Can you do the math: What is one hundred times four, divided by the square root of a hundred? If you know that, then you know the answer to this: How many years ago did three scientists at Texas Instruments invent the handheld electronic calculator?
The answer is forty. The scientists were Jerry Merryman, James Van Tassel and Jack Kilby. Their first device could add, subtract, multiply and divide. It had twelve bytes of memory -- close to nothing compared to today's powerful calculators. And it weighed more than a kilogram.
But it was powered by batteries. That meant it could be taken anywhere. Other electronic calculators had to be plugged into electricity. Not only that, they weighed close to twenty-five kilograms and were almost as big as typewriters.

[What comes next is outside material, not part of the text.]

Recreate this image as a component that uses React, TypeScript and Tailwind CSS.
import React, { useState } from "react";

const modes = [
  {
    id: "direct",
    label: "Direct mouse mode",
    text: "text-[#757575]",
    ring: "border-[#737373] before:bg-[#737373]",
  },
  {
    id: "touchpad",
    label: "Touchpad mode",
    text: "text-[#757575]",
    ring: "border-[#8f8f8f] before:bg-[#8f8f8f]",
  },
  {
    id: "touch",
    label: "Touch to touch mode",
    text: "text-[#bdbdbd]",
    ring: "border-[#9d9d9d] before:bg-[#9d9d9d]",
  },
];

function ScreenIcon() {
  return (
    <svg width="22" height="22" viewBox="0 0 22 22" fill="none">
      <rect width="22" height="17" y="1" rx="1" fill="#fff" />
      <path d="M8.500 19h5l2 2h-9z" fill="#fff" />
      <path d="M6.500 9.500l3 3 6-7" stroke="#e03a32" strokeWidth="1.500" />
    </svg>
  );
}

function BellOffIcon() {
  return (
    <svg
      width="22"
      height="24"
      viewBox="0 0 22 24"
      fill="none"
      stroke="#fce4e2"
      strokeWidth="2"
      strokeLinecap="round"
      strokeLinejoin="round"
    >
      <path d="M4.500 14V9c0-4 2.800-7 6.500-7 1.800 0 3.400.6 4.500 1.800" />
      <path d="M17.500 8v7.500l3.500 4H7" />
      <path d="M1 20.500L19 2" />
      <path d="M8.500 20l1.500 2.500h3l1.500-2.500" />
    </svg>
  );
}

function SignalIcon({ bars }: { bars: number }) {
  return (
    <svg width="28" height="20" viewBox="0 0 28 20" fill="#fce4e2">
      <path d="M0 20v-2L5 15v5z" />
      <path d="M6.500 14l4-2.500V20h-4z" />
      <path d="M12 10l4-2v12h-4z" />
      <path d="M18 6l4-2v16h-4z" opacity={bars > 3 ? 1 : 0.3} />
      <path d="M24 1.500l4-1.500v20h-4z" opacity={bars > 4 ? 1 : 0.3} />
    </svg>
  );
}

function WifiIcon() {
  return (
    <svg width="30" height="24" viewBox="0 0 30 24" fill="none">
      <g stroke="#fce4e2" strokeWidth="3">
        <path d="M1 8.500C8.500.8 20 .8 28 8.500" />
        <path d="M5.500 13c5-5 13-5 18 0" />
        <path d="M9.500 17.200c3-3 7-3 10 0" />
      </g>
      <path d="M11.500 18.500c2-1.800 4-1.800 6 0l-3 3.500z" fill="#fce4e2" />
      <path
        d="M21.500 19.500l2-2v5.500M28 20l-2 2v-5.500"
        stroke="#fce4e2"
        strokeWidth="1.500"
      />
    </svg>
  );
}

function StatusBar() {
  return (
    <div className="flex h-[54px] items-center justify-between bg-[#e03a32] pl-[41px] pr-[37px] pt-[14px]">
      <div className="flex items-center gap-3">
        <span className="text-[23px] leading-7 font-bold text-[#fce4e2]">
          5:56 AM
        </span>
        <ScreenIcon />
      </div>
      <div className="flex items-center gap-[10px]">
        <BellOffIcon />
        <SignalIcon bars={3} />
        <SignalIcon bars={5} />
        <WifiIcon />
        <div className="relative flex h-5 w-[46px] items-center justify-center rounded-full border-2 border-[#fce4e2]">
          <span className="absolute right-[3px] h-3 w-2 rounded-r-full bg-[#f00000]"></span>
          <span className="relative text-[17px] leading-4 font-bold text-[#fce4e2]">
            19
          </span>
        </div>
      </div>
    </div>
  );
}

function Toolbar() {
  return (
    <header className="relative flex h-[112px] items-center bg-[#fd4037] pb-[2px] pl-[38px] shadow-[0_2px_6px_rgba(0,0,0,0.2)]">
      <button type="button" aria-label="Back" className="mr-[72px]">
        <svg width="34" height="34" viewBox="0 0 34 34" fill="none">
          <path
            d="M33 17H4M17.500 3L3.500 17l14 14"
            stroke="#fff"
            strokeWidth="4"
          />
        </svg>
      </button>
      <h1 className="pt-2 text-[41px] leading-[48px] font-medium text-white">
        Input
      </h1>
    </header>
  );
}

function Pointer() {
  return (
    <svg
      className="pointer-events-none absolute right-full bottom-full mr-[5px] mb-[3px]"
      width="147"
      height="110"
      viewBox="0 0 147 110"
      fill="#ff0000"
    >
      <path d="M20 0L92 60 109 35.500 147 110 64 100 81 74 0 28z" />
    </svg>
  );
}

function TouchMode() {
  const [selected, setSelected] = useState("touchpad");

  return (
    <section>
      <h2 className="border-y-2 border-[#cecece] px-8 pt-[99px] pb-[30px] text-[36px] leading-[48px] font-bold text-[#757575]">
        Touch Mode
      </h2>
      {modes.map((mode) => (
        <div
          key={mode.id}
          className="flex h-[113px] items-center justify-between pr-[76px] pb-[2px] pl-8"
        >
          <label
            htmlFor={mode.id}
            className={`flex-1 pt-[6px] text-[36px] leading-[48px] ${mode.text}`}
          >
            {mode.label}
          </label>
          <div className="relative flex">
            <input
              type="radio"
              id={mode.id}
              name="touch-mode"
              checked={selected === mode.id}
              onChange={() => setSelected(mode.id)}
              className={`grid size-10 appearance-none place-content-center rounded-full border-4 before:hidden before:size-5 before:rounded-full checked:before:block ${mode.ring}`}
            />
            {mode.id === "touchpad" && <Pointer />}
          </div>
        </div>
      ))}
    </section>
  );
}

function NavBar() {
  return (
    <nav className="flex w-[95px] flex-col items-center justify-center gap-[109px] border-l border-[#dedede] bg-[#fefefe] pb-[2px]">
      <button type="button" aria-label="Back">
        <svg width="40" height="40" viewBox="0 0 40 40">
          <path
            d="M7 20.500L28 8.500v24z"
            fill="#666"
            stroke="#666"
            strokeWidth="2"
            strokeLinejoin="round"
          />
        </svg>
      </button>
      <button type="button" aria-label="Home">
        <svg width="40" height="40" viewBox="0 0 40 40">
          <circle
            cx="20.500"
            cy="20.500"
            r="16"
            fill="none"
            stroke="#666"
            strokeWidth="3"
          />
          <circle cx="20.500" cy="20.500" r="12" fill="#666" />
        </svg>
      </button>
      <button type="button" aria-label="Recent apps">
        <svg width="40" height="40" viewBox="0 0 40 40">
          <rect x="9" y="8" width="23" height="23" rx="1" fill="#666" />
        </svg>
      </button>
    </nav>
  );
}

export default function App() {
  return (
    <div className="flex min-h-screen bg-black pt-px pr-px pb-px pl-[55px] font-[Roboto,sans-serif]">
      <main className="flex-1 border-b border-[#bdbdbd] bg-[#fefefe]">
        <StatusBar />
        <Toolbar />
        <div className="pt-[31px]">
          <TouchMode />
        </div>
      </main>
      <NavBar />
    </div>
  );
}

In the United States, the National Council of Teachers of Mathematics says teachers at every level should support the use of calculators. Students are even permitted to use them when they take college entrance tests. That may surprise parents who still think of the days of paper-and-pencil only.

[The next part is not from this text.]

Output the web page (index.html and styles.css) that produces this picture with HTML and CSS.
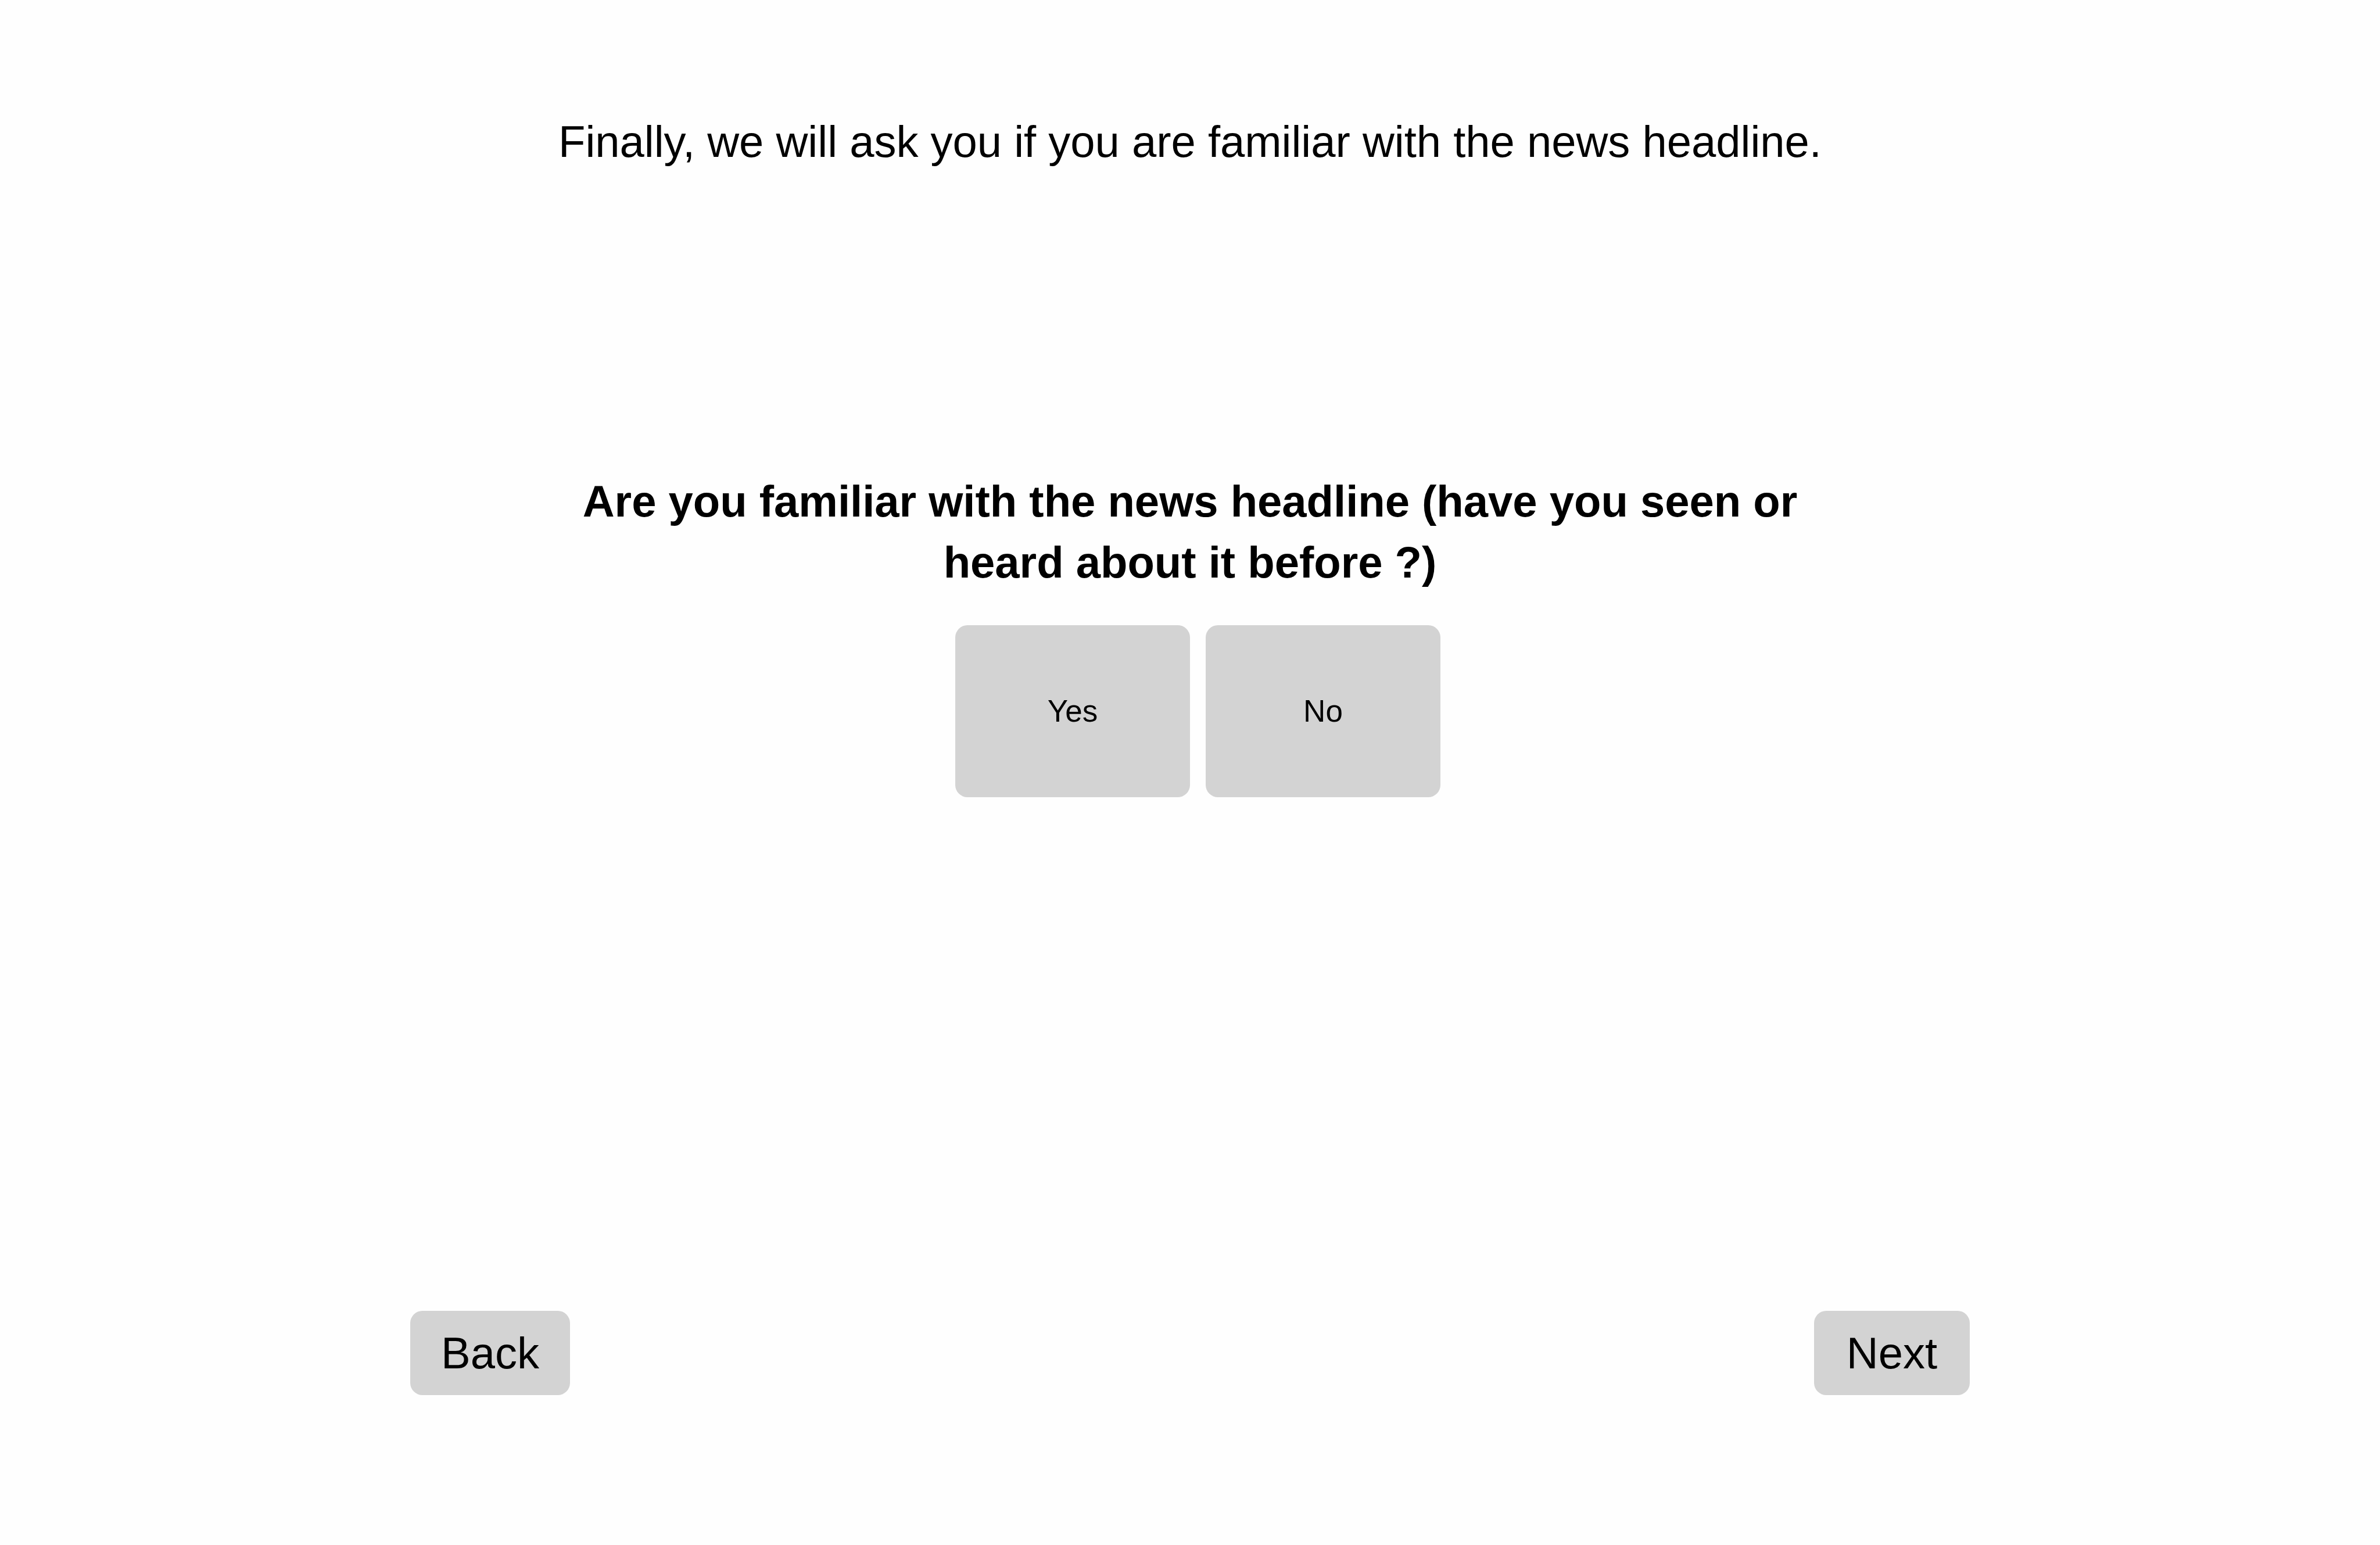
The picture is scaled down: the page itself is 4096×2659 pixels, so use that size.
FILE: index.html
```html
<!DOCTYPE html>
<html lang="en">
<head>
<meta charset="utf-8">
<meta name="viewport" content="width=device-width, initial-scale=1">
<title>News headline familiarity</title>
<link rel="stylesheet" href="styles.css">
</head>
<body>
<main class="survey">
  <p class="intro">Finally, we will ask you if you are familiar with the news headline.</p>
  <section class="question" aria-labelledby="question-title">
    <h1 class="question-title" id="question-title">Are you familiar with the news headline (have you seen or heard about it before ?)</h1>
    <div class="answers">
      <button class="button answer" type="button">Yes</button>
      <button class="button answer" type="button">No</button>
    </div>
  </section>
  <nav class="pager" aria-label="Survey pages">
    <button class="button back" type="button">Back</button>
    <button class="button next" type="button">Next</button>
  </nav>
</main>
</body>
</html>
```

FILE: styles.css
```css
* {
  box-sizing: border-box;
}

body {
  margin: 0;
  background: #fefefe;
  color: #000;
  font-family: "Liberation Sans", Arial, Helvetica, sans-serif;
  font-size: 76px;
  line-height: 105px;
}

.survey {
  display: flex;
  flex-direction: column;
  width: 100%;
  max-width: 2684px;
  min-height: 100vh;
  margin: 0 auto;
  padding: 191px 0 258px;
}

.intro,
.question {
  width: 100%;
  max-width: 2240px;
  margin: 0 auto;
  text-align: center;
}

.question {
  margin-top: 514px;
}

.question-title {
  margin: 0;
  font-size: inherit;
  font-weight: bold;
}

.answers {
  display: flex;
  justify-content: center;
  margin-top: 56px;
}

.button {
  padding: 0;
  border: 0;
  border-radius: 21px;
  background: #d3d3d3;
  color: inherit;
  font: inherit;
  cursor: pointer;
}

.answer {
  width: 404px;
  height: 296px;
  margin-left: 27px;
  padding-bottom: 2px;
  font-size: 53px;
}

.pager {
  display: flex;
  justify-content: space-between;
  margin-top: auto;
}

.back,
.next {
  height: 145px;
}

.back {
  width: 275px;
}

.next {
  width: 268px;
}
```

Yet after forty years, calculators in the classroom still add up to the same old debate.
Some education experts think calculators are used too much. Children, they say, learn to depend on these electronic brains instead of their own. Calculators may not only give students answers to questions they do not really understand, critics argue. They may also keep them from discovering ideas for themselves. The danger? Students who cannot even do simple addition and subtraction.
Other experts, though, say calculators have helped make mathematics more understandable to more students. They say calculators give students more time to understand and solve problems -- and to develop a better sense of what numbers mean. That way, the reasoning goes, they can study higher level ideas than they would otherwise. And they can feel better about their abilities.
What do teachers think? Generally they say calculators can be useful -- especially with more complex math. But they also say that young students should know basic operations before they begin using them.